Um estouro. Parece que a coisa ta feia na Rocinha – perto daqui. Isso perturba, mas não como o caminhão que passa avoado pela rua e faz o chão tremer. O tiro – um covarde, sempre trazendo outros junto com ele – atravessa o nosso escudo de indiferença e implanta um chip em nossa cabeça, nos tornando ao mesmo tempo neuróticos e insensíveis. Uma insensibilidade capaz de nos habituar às desgraças cotidianas.
Venta aqui. Essa brisa gostosa que me tranqüiliza e disputa um espaço com o calor do verão alucina a minha razão, enquanto me recordo de outra tragédia. Já são 140 mil mortos na Ásia. Onde é que se encaixa uma enorme Tsunami – que mais parece um poderoso demônio japonês – atacando o litoral de diversos países – é a globalização, modernizando a natureza -, ainda por cima pobres, em um belo dia de sol com as praias cheias, e as lojas repletas de turistas mimados, que não sabem mais com o que gastar o seu dinheiro? È como naqueles filmes idiotas onde se percebe o medo “americano” – desistamos, eles são os donos deste grandioso continente, nos somos apenas brasileiros, filhos de continente nenhum – com relação ao equilíbrio natural dos fenômenos irrefreáveis de Gaia. Aliás, esses filmes são também uma nítida analogia ao medo que os “americanos” têm de certos povos, dos diferentes, do desconhecido em geral.
Um ponto de vista interessante, embora nada agradável, é que essas desgraças aumentam a alegria de certos poderes. Para algumas forças políticas essas mortes ajudam a manter a estabilidade dos mais ricos. Assim como enviar os rapazes que não entraram para nenhuma universidade para uma “missão de paz” no Oriente Médio. Esse pessoal só traz despesa, atrapalha a vida do cara que precisa abarrotar seus orifícios com muito dinheiro. Nada de ajudar os pobres, democracia ou Tratados de Kyoto. O importante é morrer enterrado embaixo de moedas de ouro, bem ao estilo Tio Patinhas.

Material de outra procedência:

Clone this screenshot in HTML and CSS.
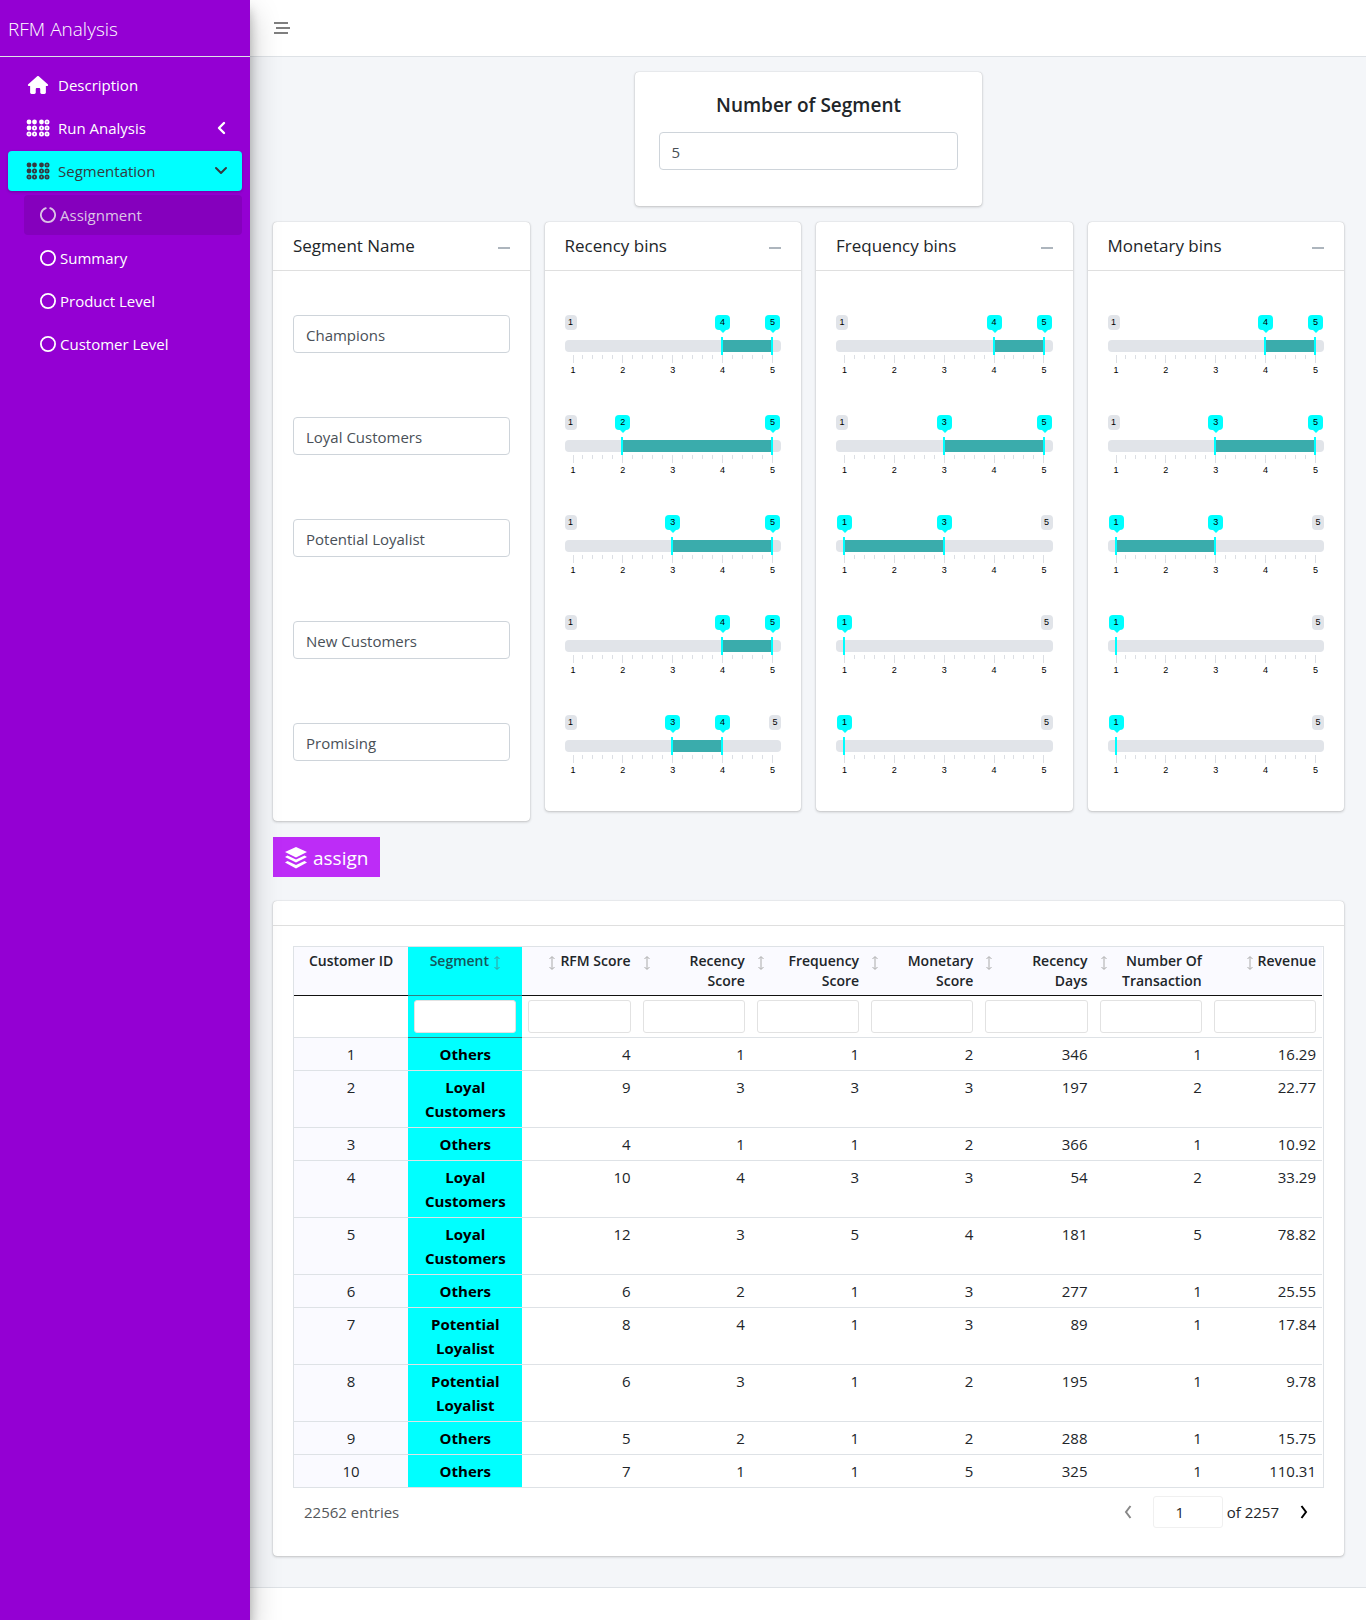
FILE: index.html
```html
<!DOCTYPE html>
<html lang="en">
<head>
<meta charset="utf-8">
<meta name="viewport" content="width=device-width, initial-scale=1">
<title>RFM Analysis</title>
<link rel="stylesheet" href="styles.css">
</head>
<body>
<svg class="sprite" aria-hidden="true">
  <symbol id="i-home" viewBox="0 0 576 512"><path d="M575.8 255.500c0 18-15 32.100-32 32.100h-32l.7 160.200c0 2.700-.2 5.400-.5 8.100V472c0 22.100-17.900 40-40 40H392c-22.100 0-40-17.900-40-40V376c0-17.700-14.300-32-32-32h-64c-17.700 0-32 14.300-32 32v96c0 22.100-17.900 40-40 40h-80c-22.100 0-40-17.900-40-40V287.600H32c-18 0-32-14-32-32.100 0-9 3-17 10-24L266.400 8c7-7 15-8 22-8s15 2 21 7l255.400 224.500c8 7 12 15 11 24z"/></symbol>
  <symbol id="i-left" viewBox="0 0 10 14"><path d="M8 2 3 7l5 5" fill="none" stroke="currentColor" stroke-width="2.400" stroke-linecap="round" stroke-linejoin="round"/></symbol>
  <symbol id="i-down" viewBox="0 0 14 10"><path d="m2 2 5 5 5-5" fill="none" stroke="currentColor" stroke-width="2" stroke-linecap="round" stroke-linejoin="round"/></symbol>
  <symbol id="i-circle" viewBox="0 0 16 16"><circle cx="8" cy="8" r="7.100" fill="none" stroke="currentColor" stroke-width="1.800"/></symbol>
  <symbol id="i-notch" viewBox="0 0 16 16"><path d="M5.800 1.200a7.100 7.100 0 1 0 4.400 0" fill="none" stroke="currentColor" stroke-width="1.800" stroke-linecap="round"/></symbol>
  <symbol id="i-braille" viewBox="0 0 24 18">
    <g fill="currentColor"><circle cx="3" cy="3" r="2.400"/><circle cx="8.500" cy="3" r="2.400"/><circle cx="15.500" cy="3" r="2.400"/><circle cx="3" cy="9" r="2.400"/></g>
    <g fill="none" stroke="currentColor" stroke-width="1.800"><circle cx="21" cy="3" r="1.600"/><circle cx="8.500" cy="9" r="1.600"/><circle cx="15.500" cy="9" r="1.600"/><circle cx="21" cy="9" r="1.600"/><circle cx="3" cy="15" r="1.600"/><circle cx="8.500" cy="15" r="1.600"/><circle cx="15.500" cy="15" r="1.600"/><circle cx="21" cy="15" r="1.600"/></g>
  </symbol>
  <symbol id="i-minus" viewBox="0 0 12 12"><path d="M0 6h12" stroke="currentColor" stroke-width="2"/></symbol>
  <symbol id="i-sort" viewBox="0 0 8 16"><path d="M4 2v12M1.500 4 4 1.500 6.500 4M1.500 12 4 14.500 6.500 12" fill="none" stroke="currentColor" stroke-width="1"/></symbol>
</svg>

<div class="layout">
  <aside class="sidebar">
    <a class="brand" href="#">RFM Analysis</a>
    <nav class="nav">
      <a class="nav-link" href="#"><svg class="nav-icon"><use href="#i-home"/></svg><span>Description</span></a>
      <a class="nav-link" href="#"><svg class="nav-icon"><use href="#i-braille"/></svg><span>Run Analysis</span><svg class="nav-arrow"><use href="#i-left"/></svg></a>
      <a class="nav-link is-open" href="#"><svg class="nav-icon"><use href="#i-braille"/></svg><span>Segmentation</span><svg class="nav-arrow"><use href="#i-down"/></svg></a>
      <div class="subnav">
        <a class="sub-link is-active" href="#"><svg><use href="#i-notch"/></svg>Assignment</a>
        <a class="sub-link" href="#"><svg><use href="#i-circle"/></svg>Summary</a>
        <a class="sub-link" href="#"><svg><use href="#i-circle"/></svg>Product Level</a>
        <a class="sub-link" href="#"><svg><use href="#i-circle"/></svg>Customer Level</a>
      </div>
    </nav>
  </aside>

  <div class="page">
    <header class="topbar">
      <button class="menu" type="button" aria-label="Toggle menu"><svg viewBox="0 0 16 14"><path d="M0 2h14M2 7h14M0 12h14" stroke="currentColor" stroke-width="2"/></svg></button>
    </header>

    <main class="main">
      <section class="card count-card">
        <label class="count-label" for="segments">Number of Segment</label>
        <input class="field" id="segments" type="text" inputmode="numeric" value="5">
      </section>

      <div class="bins">
        <section class="card">
          <div class="card-head"><h2>Segment Name</h2><button type="button" class="collapse" aria-label="Collapse"><svg><use href="#i-minus"/></svg></button></div>
          <div class="names">
            <input class="field" type="text" aria-label="Segment 1" value="Champions">
            <input class="field" type="text" aria-label="Segment 2" value="Loyal Customers">
            <input class="field" type="text" aria-label="Segment 3" value="Potential Loyalist">
            <input class="field" type="text" aria-label="Segment 4" value="New Customers">
            <input class="field" type="text" aria-label="Segment 5" value="Promising">
          </div>
        </section>
        <section class="card">
          <div class="card-head"><h2>Recency bins</h2><button type="button" class="collapse" aria-label="Collapse"><svg><use href="#i-minus"/></svg></button></div>
          <div class="sliders" data-name="Recency" data-ranges="4-5 2-5 3-5 4-5 3-4"></div>
        </section>
        <section class="card">
          <div class="card-head"><h2>Frequency bins</h2><button type="button" class="collapse" aria-label="Collapse"><svg><use href="#i-minus"/></svg></button></div>
          <div class="sliders" data-name="Frequency" data-ranges="4-5 3-5 1-3 1-1 1-1"></div>
        </section>
        <section class="card">
          <div class="card-head"><h2>Monetary bins</h2><button type="button" class="collapse" aria-label="Collapse"><svg><use href="#i-minus"/></svg></button></div>
          <div class="sliders" data-name="Monetary" data-ranges="4-5 3-5 1-3 1-1 1-1"></div>
        </section>
      </div>

      <button class="assign" type="button">
        <svg viewBox="0 0 22 22" fill="currentColor"><path d="M11 0 22 5 11 10.500 0 5z"/><path d="M2.500 8.500 11 12.500l8.500-4L22 10 11 15.500 0 10z"/><path d="M2.500 14 11 18l8.500-4L22 15.500 11 21.500 0 15.500z"/></svg>
        <span>assign</span>
      </button>

      <section class="card table-card">
        <div class="table-head"></div>
        <div class="table-body">
          <div class="frame">
            <table>
              <thead>
                <tr class="titles">
                  <th scope="col" class="id">Customer ID</th>
                  <th scope="col" class="seg"><button type="button"><span>Segment</span><svg><use href="#i-sort"/></svg></button></th>
                  <th scope="col"><button type="button"><svg><use href="#i-sort"/></svg><span>RFM Score</span></button></th>
                  <th scope="col"><button type="button"><svg><use href="#i-sort"/></svg><span>Recency Score</span></button></th>
                  <th scope="col"><button type="button"><svg><use href="#i-sort"/></svg><span>Frequency Score</span></button></th>
                  <th scope="col"><button type="button"><svg><use href="#i-sort"/></svg><span>Monetary Score</span></button></th>
                  <th scope="col"><button type="button"><svg><use href="#i-sort"/></svg><span>Recency Days</span></button></th>
                  <th scope="col"><button type="button"><svg><use href="#i-sort"/></svg><span>Number Of Transaction</span></button></th>
                  <th scope="col"><button type="button"><svg><use href="#i-sort"/></svg><span>Revenue</span></button></th>
                </tr>
                <tr class="filters">
                  <td></td>
                  <td class="seg"><input type="text" aria-label="Filter Segment"></td>
                  <td><input type="text" aria-label="Filter RFM Score"></td>
                  <td><input type="text" aria-label="Filter Recency Score"></td>
                  <td><input type="text" aria-label="Filter Frequency Score"></td>
                  <td><input type="text" aria-label="Filter Monetary Score"></td>
                  <td><input type="text" aria-label="Filter Recency Days"></td>
                  <td><input type="text" aria-label="Filter Number Of Transaction"></td>
                  <td><input type="text" aria-label="Filter Revenue"></td>
                </tr>
              </thead>
              <tbody>
                <tr><td class="id">1</td><td class="seg">Others</td><td>4</td><td>1</td><td>1</td><td>2</td><td>346</td><td>1</td><td>16.29</td></tr>
                <tr><td class="id">2</td><td class="seg">Loyal Customers</td><td>9</td><td>3</td><td>3</td><td>3</td><td>197</td><td>2</td><td>22.77</td></tr>
                <tr><td class="id">3</td><td class="seg">Others</td><td>4</td><td>1</td><td>1</td><td>2</td><td>366</td><td>1</td><td>10.92</td></tr>
                <tr><td class="id">4</td><td class="seg">Loyal Customers</td><td>10</td><td>4</td><td>3</td><td>3</td><td>54</td><td>2</td><td>33.29</td></tr>
                <tr><td class="id">5</td><td class="seg">Loyal Customers</td><td>12</td><td>3</td><td>5</td><td>4</td><td>181</td><td>5</td><td>78.82</td></tr>
                <tr><td class="id">6</td><td class="seg">Others</td><td>6</td><td>2</td><td>1</td><td>3</td><td>277</td><td>1</td><td>25.55</td></tr>
                <tr><td class="id">7</td><td class="seg">Potential Loyalist</td><td>8</td><td>4</td><td>1</td><td>3</td><td>89</td><td>1</td><td>17.84</td></tr>
                <tr><td class="id">8</td><td class="seg">Potential Loyalist</td><td>6</td><td>3</td><td>1</td><td>2</td><td>195</td><td>1</td><td>9.78</td></tr>
                <tr><td class="id">9</td><td class="seg">Others</td><td>5</td><td>2</td><td>1</td><td>2</td><td>288</td><td>1</td><td>15.75</td></tr>
                <tr><td class="id">10</td><td class="seg">Others</td><td>7</td><td>1</td><td>1</td><td>5</td><td>325</td><td>1</td><td>110.31</td></tr>
              </tbody>
            </table>
          </div>
          <div class="pager">
            <span class="entries">22562 entries</span>
            <button type="button" class="step" aria-label="Previous page" disabled><svg viewBox="0 0 8 14"><path d="M6.500 1 2 7l4.500 6" fill="none" stroke="currentColor" stroke-width="2"/></svg></button>
            <input type="text" id="page" inputmode="numeric" aria-label="Page" value="1">
            <label for="page">of 2257</label>
            <button type="button" class="step" aria-label="Next page"><svg viewBox="0 0 8 14"><path d="M1.500 1 6 7l-4.500 6" fill="none" stroke="currentColor" stroke-width="2"/></svg></button>
          </div>
        </div>
      </section>
    </main>
    <footer class="footer"></footer>
  </div>
</div>
<script src="script.js"></script>
</body>
</html>
```
FILE: styles.css
```css
* { box-sizing: border-box; }

body {
  margin: 0;
  font: 15px/24px "Open Sans", "Noto Sans", sans-serif;
  color: #212529;
  background: #f4f6f9;
}

button, input { font: inherit; color: inherit; }
button { border: 0; padding: 0; background: none; cursor: pointer; }
a { color: inherit; text-decoration: none; }
svg { display: block; flex: none; }
.sprite { position: absolute; width: 0; height: 0; }

.layout { display: flex; min-height: 100vh; }

/* Sidebar */
.sidebar {
  position: relative;
  z-index: 2;
  flex: 0 0 250px;
  color: #fff;
  background: #9400d3;
  box-shadow: 0 14px 28px rgba(0, 0, 0, .25), 0 10px 10px rgba(0, 0, 0, .22);
}
.brand {
  display: flex;
  align-items: center;
  height: 57px;
  padding: 2px 8px 0;
  border-bottom: 1px solid #dee2e6;
  font-size: 19px;
  font-weight: 300;
}
.nav { display: flex; flex-direction: column; gap: 3px; padding: 8px; }
.nav-link {
  display: flex;
  align-items: center;
  height: 40px;
  padding: 0 14px 0 18px;
  border-radius: 4px;
}
.nav-icon { width: 24px; height: 18px; margin-right: 8px; fill: currentColor; }
.nav-arrow { width: 14px; height: 14px; margin-left: auto; }
.nav-link.is-open {
  color: #343a40;
  background: #0ff;
  box-shadow: 0 1px 3px rgba(0, 0, 0, .24);
}
.subnav { display: flex; flex-direction: column; gap: 3px; padding: 1px 0 0 16px; }
.sub-link {
  display: flex;
  align-items: center;
  gap: 4px;
  height: 40px;
  padding: 0 16px;
  border-radius: 4px;
}
.sub-link svg { width: 16px; height: 16px; }
.sub-link.is-active { color: #dcc4e6; background: #8500bd; }

/* Page */
.page { flex: 1; min-width: 0; display: flex; flex-direction: column; }
.topbar {
  display: flex;
  align-items: center;
  height: 57px;
  padding: 0 24px;
  background: #fff;
  border-bottom: 1px solid #dee2e6;
}
.menu { color: #7f7f7f; }
.menu svg { width: 16px; height: 14px; }
.main { flex: 1; padding: 15px 22px 31px 23px; }
.footer { height: 33px; background: #fff; border-top: 1px solid #dee2e6; }

.card {
  background: #fff;
  border-radius: 4px;
  box-shadow: 0 0 1px rgba(0, 0, 0, .25), 0 1px 3px rgba(0, 0, 0, .2);
}
.field {
  display: block;
  width: 100%;
  height: 38px;
  padding: 2px 12px 0;
  border: 1px solid #ced4da;
  border-radius: 4px;
  background: #fff;
  color: #495057;
}

.count-card {
  width: calc(100% / 3 - 9px);
  margin: 0 auto 16px;
  padding: 21px 24px 36px;
}
.count-label {
  display: block;
  margin-bottom: 15px;
  text-align: center;
  font-size: 19px;
  font-weight: 600;
}

.bins {
  display: grid;
  grid-template-columns: repeat(4, minmax(0, 1fr));
  align-items: start;
  gap: 15px;
}
.card-head {
  display: flex;
  align-items: center;
  justify-content: space-between;
  height: 49px;
  padding: 0 20px;
  border-bottom: 1px solid #dfdfdf;
}
.card-head h2 { margin: 0; font-size: 17px; font-weight: 400; }
.collapse { padding-top: 4px; color: #adb5bd; }
.collapse svg { width: 12px; height: 12px; }
.names { display: grid; gap: 64px; padding: 44px 20px 60px; }

/* Range sliders */
.sliders { display: grid; gap: 40px; padding: 44px 20px 36px; }
.slider {
  height: 60px;
  font: 9px/12px "Liberation Sans", Arial, sans-serif;
  color: #000;
}
.badges {
  position: relative;
  display: flex;
  justify-content: space-between;
  height: 25px;
}
.limit {
  width: 12px;
  height: 15px;
  border-radius: 4px;
  background: #e1e4e9;
  line-height: 15px;
  text-align: center;
}
.limit.is-hidden { visibility: hidden; }
.values { position: absolute; inset: 0 9px 0 8px; }
.value {
  position: absolute;
  top: 0;
  width: 15px;
  height: 15px;
  margin-left: -7px;
  border-radius: 4px;
  background: #0ff;
  line-height: 15px;
  text-align: center;
}
.value::after {
  content: "";
  position: absolute;
  top: 15px;
  left: 5px;
  border: 3px solid transparent;
  border-top-color: #0ff;
  border-bottom: 0;
}
.track {
  position: relative;
  height: 12px;
  border-radius: 4px;
  background: #e1e4e9;
}
.span { position: absolute; inset: 0 9px 0 8px; }
.fill { position: absolute; top: 0; bottom: 0; background: #3aacac; }
.track input {
  position: absolute;
  top: -3px;
  left: 0;
  width: 100%;
  height: 18px;
  margin: 0;
  appearance: none;
  background: none;
  pointer-events: none;
}
.track input::-webkit-slider-thumb {
  appearance: none;
  width: 17px;
  height: 18px;
  background: linear-gradient(90deg, transparent 7px, #0ff 7px 9px, transparent 9px);
  pointer-events: auto;
}
.ticks {
  display: flex;
  justify-content: space-between;
  height: 9px;
  margin: 3px 8px 0;
}
.ticks i { width: 1px; height: 4px; background: #dcdfe4; }
.ticks i.major { height: 8px; }
.numbers { display: flex; justify-content: space-between; }
.numbers span { width: 17px; text-align: center; }

.assign {
  display: flex;
  align-items: center;
  gap: 6px;
  height: 40px;
  margin: 16px 0 24px;
  padding: 2px 12px 0;
  color: #fff;
  background: #bd2cf7;
  font-size: 19px;
}
.assign svg { width: 22px; height: 22px; }

/* Customer table */
.table-head { height: 25px; border-bottom: 1px solid #dfdfdf; }
.table-body { padding: 20px 20px 28px; }
.frame { padding-right: 1px; border: 1px solid #dee2e6; }
table { width: 100%; table-layout: fixed; border-collapse: separate; border-spacing: 0; }
th, td {
  padding: 4px 6px;
  border-bottom: 1px solid #dee2e6;
  text-align: right;
  vertical-align: top;
}
tbody tr:last-child td { border-bottom: 0; }
.titles th {
  height: 49px;
  background: #fafaff;
  border-bottom-color: #111;
  font-size: 14px;
  font-weight: 600;
  line-height: 20px;
}
.titles button {
  display: flex;
  justify-content: flex-end;
  gap: 4px;
  width: 100%;
  text-align: right;
}
.titles svg { width: 8px; height: 16px; margin-top: 4px; color: #aaa; }
.titles .seg button { justify-content: center; }
.titles .seg svg { color: #3a9a9a; }
.titles .id, .id { text-align: center; background: #fafaff; }
td.seg, .titles .seg { background: #0ff; text-align: center; }
.titles .seg { color: #15565a; border-bottom-color: #2f7f80; }
tbody .seg { color: #000; font-weight: 700; }
.filters td { height: 42px; padding: 4px 6px; }
.filters .seg { border-bottom-color: #2f7f80; }
.filters input {
  display: block;
  width: 100%;
  height: 33px;
  padding: 0 6px;
  border: 1px solid #e2e2e2;
  border-radius: 3px;
  background: #fff;
}
.pager { display: flex; align-items: center; height: 40px; padding: 8px 11px 0; }
.entries { margin-right: auto; color: #55585c; }
.pager input {
  width: 70px;
  height: 32px;
  margin: 0 4px 0 16px;
  padding: 0 16px 0 0;
  border: 1px solid #f0f0f0;
  border-radius: 3px;
  background: #fff;
  text-align: center;
}
.step { display: flex; padding: 0 5px; color: #000; }
.step:disabled { color: #888; }
.step svg { width: 8px; height: 14px; }
.pager label + .step { margin-left: 16px; }
```
FILE: script.js
```js
const MIN = 1;
const MAX = 5;
const percent = (v) => ((v - MIN) / (MAX - MIN)) * 100;

const ticks = Array.from({ length: 21 }, (_, i) => `<i${i % 5 ? "" : ' class="major"'}></i>`).join("");
const numbers = [1, 2, 3, 4, 5].map((n) => `<span>${n}</span>`).join("");

function slider(name, row, from, to) {
  const values = from === to ? [from] : [from, to];
  const badges = values.map((v) => `<span class="value" style="left:${percent(v)}%">${v}</span>`).join("");
  return `<div class="slider">
    <div class="badges">
      <span class="limit${from === MIN ? " is-hidden" : ""}">${MIN}</span>
      <span class="limit${to === MAX ? " is-hidden" : ""}">${MAX}</span>
      <div class="values">${badges}</div>
    </div>
    <div class="track">
      <div class="span"><div class="fill" style="left:${percent(from)}%;width:${percent(to) - percent(from)}%"></div></div>
      <input type="range" min="${MIN}" max="${MAX}" value="${from}" aria-label="${name} from, segment ${row}">
      <input type="range" min="${MIN}" max="${MAX}" value="${to}" aria-label="${name} to, segment ${row}">
    </div>
    <div class="ticks">${ticks}</div>
    <div class="numbers">${numbers}</div>
  </div>`;
}

document.querySelectorAll(".sliders").forEach((el) => {
  el.innerHTML = el.dataset.ranges
    .split(" ")
    .map((range, i) => slider(el.dataset.name, i + 1, ...range.split("-").map(Number)))
    .join("");
});
```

O que você faz para resolver os problemas de um mundo onde, para que todos pudessem viver ao nível da classe média, seria necessário o equivalente a cinco vezes o total da produção global de alimentos? Bom, se você faz parte do poder, exorta os inúteis e torce por outra catástrofe – no fim das contas sai mais barato.